— start Available data —
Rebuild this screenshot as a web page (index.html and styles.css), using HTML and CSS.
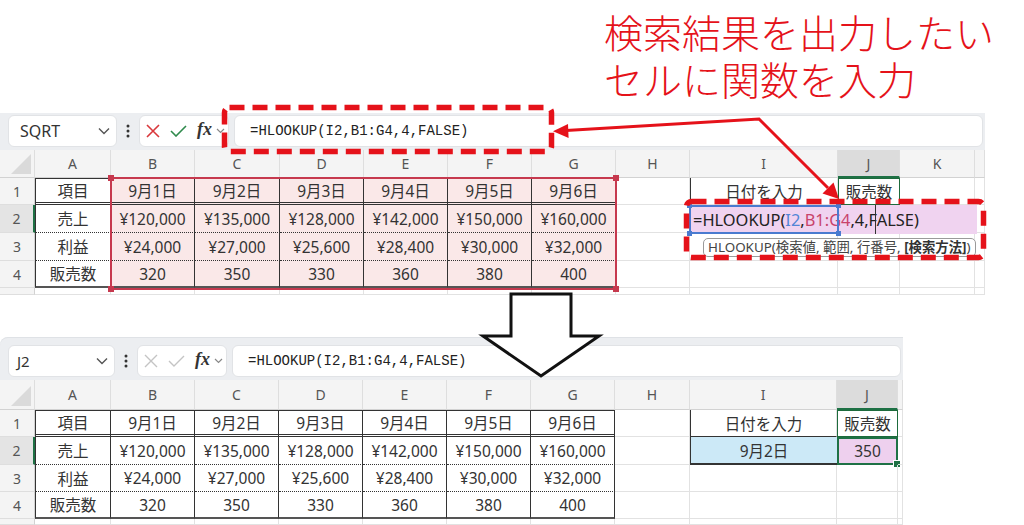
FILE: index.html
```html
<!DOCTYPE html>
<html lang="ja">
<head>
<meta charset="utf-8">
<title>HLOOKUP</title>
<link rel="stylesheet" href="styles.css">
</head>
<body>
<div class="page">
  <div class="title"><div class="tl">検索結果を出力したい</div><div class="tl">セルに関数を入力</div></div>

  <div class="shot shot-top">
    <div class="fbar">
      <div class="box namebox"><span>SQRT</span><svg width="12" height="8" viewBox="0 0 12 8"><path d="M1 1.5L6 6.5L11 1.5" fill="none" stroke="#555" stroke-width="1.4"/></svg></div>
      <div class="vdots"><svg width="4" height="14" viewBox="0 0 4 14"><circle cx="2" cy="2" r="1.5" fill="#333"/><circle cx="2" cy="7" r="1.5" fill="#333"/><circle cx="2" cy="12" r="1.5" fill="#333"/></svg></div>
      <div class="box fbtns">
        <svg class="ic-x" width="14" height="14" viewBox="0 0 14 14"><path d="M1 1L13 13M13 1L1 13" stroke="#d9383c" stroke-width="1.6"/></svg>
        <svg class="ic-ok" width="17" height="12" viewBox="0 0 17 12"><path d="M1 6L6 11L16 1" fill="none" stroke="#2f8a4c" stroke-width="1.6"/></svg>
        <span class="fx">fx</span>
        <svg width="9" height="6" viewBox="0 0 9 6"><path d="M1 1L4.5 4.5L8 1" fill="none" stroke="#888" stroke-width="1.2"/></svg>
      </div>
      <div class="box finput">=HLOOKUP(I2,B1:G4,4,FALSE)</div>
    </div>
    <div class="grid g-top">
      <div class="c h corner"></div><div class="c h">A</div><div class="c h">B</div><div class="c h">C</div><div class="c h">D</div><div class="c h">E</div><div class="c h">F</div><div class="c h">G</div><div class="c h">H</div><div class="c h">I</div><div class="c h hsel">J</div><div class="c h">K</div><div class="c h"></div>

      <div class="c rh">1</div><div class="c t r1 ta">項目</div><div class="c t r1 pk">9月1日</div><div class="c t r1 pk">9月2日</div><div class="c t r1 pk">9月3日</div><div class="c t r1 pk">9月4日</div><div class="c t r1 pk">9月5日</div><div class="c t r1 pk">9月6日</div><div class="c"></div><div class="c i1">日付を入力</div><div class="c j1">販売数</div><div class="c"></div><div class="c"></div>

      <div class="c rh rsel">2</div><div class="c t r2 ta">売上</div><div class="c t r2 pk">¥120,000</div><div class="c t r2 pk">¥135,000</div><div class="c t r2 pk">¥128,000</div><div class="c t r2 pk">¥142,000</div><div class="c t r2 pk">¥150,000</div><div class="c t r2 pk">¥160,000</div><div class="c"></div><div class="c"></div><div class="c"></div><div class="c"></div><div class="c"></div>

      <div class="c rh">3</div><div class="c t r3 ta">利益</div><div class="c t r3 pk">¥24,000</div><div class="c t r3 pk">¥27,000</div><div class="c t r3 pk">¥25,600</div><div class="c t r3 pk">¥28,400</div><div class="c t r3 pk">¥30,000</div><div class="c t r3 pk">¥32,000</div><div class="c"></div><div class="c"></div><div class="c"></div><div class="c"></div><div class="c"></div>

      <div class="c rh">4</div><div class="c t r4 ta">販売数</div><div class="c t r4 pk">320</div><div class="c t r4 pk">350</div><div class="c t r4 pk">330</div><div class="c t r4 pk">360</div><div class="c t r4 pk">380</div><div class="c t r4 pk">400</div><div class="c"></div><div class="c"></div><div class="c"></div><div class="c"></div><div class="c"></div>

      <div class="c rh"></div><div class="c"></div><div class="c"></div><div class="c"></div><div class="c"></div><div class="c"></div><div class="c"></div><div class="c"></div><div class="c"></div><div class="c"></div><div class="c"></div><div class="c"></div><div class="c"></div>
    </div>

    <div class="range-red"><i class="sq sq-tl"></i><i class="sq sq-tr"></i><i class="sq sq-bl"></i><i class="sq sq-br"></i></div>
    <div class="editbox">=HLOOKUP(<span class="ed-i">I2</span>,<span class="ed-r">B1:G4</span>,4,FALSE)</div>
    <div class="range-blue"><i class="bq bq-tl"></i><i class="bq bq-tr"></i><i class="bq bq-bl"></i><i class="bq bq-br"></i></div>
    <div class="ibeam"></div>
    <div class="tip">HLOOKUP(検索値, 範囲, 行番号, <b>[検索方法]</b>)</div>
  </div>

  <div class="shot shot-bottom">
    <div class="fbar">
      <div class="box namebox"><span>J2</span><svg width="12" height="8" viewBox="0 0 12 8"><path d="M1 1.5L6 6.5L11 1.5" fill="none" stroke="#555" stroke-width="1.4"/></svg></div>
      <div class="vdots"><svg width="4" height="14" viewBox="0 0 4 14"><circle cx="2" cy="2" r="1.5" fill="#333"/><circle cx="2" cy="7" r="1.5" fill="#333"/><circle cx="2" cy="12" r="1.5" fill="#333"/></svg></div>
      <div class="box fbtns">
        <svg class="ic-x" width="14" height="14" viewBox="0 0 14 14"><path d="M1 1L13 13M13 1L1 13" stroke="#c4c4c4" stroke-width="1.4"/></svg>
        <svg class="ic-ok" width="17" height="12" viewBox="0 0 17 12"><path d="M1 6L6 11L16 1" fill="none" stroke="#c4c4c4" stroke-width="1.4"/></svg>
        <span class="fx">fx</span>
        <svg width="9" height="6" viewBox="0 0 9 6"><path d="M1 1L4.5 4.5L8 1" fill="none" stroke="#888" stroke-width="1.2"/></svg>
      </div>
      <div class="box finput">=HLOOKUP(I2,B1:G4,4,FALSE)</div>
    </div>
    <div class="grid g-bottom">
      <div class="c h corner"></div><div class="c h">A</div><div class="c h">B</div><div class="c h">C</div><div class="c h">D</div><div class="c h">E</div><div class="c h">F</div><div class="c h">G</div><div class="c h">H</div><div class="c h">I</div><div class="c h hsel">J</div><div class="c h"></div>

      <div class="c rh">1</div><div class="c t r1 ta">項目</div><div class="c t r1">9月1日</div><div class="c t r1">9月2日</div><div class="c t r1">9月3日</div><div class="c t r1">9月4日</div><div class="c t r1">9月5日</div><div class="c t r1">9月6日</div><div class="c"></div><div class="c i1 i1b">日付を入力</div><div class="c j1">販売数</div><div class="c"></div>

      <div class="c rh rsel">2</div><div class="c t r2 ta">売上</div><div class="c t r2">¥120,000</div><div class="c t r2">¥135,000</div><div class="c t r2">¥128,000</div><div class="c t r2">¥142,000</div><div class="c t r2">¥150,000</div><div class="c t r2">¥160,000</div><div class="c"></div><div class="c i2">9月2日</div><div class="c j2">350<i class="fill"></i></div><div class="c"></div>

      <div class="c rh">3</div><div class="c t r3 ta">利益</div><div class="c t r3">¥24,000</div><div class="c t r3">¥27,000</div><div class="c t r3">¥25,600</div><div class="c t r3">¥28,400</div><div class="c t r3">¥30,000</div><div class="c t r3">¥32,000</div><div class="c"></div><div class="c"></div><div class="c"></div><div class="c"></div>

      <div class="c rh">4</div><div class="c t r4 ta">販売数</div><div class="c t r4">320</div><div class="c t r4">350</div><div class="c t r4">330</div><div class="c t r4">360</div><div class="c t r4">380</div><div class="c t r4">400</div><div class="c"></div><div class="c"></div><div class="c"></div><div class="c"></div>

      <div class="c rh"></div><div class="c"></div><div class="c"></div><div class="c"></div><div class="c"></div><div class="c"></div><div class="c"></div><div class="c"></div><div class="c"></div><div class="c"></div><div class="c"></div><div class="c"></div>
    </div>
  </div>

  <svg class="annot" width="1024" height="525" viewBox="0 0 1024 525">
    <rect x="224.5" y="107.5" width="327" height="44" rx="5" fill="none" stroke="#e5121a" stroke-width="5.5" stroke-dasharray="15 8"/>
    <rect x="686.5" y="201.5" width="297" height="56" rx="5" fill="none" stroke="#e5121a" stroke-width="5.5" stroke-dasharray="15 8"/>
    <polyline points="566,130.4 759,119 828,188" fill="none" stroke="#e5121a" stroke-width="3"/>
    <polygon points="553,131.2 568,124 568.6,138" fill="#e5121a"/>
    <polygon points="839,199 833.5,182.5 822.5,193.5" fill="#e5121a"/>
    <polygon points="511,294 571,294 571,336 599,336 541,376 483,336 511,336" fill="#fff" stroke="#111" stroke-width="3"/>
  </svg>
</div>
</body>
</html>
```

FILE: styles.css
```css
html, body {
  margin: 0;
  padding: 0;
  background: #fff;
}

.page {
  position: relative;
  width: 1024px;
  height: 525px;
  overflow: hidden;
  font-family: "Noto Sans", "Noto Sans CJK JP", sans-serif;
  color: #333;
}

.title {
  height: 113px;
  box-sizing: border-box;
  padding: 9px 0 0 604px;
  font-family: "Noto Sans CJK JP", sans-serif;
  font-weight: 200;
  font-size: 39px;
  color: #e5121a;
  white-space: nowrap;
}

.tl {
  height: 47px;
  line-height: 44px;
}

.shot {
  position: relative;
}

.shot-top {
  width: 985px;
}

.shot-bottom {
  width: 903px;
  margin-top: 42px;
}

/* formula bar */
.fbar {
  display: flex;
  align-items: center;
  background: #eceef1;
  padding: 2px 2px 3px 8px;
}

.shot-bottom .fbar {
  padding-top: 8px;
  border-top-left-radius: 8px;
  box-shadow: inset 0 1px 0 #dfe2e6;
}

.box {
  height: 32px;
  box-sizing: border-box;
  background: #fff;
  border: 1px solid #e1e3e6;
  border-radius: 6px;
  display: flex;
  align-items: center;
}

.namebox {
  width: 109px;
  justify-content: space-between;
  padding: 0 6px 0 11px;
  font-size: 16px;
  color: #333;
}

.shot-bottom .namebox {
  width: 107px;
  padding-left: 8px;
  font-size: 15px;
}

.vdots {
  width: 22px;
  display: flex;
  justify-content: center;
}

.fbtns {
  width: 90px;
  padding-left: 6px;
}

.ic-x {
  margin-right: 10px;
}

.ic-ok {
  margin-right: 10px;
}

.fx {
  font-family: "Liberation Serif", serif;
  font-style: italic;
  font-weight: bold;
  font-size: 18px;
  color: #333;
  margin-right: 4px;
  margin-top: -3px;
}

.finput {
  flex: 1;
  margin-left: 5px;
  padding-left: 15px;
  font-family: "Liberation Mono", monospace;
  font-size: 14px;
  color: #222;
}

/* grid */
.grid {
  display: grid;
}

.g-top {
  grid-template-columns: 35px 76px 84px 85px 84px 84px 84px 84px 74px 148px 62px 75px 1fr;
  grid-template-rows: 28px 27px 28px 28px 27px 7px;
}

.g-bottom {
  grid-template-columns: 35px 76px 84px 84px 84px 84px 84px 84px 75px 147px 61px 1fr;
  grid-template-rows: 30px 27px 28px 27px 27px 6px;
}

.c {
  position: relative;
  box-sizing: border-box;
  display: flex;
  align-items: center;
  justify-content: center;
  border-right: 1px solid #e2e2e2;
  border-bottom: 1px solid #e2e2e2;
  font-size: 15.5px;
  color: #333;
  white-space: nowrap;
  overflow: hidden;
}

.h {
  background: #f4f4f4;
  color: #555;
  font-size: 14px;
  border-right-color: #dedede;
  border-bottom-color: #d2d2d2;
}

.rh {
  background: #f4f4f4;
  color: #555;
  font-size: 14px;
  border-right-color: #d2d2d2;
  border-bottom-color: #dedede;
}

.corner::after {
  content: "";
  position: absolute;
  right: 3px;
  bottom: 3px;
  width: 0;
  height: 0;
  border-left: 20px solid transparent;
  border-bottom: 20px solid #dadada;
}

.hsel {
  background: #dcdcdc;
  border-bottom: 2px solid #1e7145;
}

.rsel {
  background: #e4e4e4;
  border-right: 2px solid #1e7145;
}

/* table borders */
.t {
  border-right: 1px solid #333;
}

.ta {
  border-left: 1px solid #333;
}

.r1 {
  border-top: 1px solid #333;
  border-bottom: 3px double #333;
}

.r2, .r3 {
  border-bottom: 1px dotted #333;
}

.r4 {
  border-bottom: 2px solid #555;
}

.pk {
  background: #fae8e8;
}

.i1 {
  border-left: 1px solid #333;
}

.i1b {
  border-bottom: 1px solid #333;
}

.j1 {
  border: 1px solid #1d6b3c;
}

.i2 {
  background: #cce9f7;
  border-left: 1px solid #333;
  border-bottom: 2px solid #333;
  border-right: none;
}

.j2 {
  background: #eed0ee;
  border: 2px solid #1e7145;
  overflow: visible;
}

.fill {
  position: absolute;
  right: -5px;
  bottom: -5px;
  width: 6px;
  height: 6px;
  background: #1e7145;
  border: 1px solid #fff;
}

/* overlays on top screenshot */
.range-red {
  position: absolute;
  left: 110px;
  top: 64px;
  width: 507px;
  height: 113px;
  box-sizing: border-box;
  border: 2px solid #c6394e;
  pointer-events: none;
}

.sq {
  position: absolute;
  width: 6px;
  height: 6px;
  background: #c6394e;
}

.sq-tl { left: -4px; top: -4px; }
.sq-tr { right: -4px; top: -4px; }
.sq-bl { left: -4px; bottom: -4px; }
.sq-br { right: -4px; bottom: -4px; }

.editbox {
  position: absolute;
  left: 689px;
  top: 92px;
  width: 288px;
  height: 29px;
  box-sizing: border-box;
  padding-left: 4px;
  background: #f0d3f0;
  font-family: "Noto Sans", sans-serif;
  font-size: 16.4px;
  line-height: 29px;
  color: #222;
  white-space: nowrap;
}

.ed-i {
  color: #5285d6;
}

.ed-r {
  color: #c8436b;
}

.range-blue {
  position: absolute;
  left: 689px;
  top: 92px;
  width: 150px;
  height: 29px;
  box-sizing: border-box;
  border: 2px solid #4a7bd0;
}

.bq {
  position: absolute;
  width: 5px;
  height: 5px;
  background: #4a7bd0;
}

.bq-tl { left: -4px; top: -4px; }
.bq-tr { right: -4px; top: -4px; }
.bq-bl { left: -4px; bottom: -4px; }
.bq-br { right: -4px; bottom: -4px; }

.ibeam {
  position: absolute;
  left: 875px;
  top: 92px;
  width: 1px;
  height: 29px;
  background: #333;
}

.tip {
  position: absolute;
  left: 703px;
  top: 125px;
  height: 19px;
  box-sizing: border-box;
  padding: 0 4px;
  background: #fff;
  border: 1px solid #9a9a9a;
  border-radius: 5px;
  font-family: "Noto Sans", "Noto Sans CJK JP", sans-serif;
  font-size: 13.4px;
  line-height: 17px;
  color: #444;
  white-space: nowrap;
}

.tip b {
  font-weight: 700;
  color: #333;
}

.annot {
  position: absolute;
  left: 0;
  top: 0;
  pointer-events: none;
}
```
— end Available data —
## [Aim]
Examine the listing and say how many of its lines contain the string "styles". Give the number alone.

## [Task answer]
3